Even dance has been lost to this village, this dusty, broken down museum. “We have no dance teacher,” says Misayang simply.

Obsolete: Dusty items line a home, all that is left of traditional handicraft skills and testament to how rarely the village makes a sale.
Obsolete: Dusty items line a home, all that is left of traditional handicraft skills and testament to how rarely the village makes a sale.
The farmlands surrounding Segenter, with its population of 399, though arid, are surprisingly productive, according to 53-year-old local farmer Amak Remaja.

Their lands support cotton trees, cashews, cattle, goats, pigeons, chickens and ducks; the whole village farms, says Remaja. But, they depend on middlemen to ferry their produce to market, the middlemen also setting harvest prices.

“We have a boss from the outside — a tengkulak [middle man]. He sets the prices and its better for us to sell on contract than travel to the markets because the people there say we need money and so they try to force down the prices,” says Remaja of the difficulties these people face with “outsiders”.

It may be this village’s isolation that has caused its melancholic atmosphere — its lack of spirit; this malaise may also be the harvest of unrealistic broken dreams of tourist dollars falling like manna from heaven if these people are willing to freeze themselves in time.

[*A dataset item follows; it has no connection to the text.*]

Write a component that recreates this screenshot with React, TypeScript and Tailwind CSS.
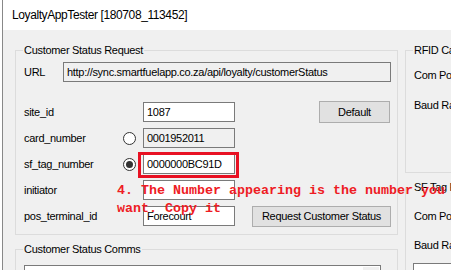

“We are depressed here. We always worry about our children’s education and their future — there is never enough food. But it’s the future that worries me the most. What is life without a future? There is nothing here for our kids,” says Erni, her eyes scanning her village that time has forgotten.

With no hope for a future in their village, some young people head to Malaysia to work, says 70-year-old Nengsanom.

“Some of our kids go to Malaysia to work the palm oil plantations. They come back after two years. Two kids did go to university, but they are the only ones who made it. We have less education and the high school is 15 kilometers away — and we have no money for education,” says Nengsanom of the invisible but impenetrable barrier to a better future for the people of Segenter.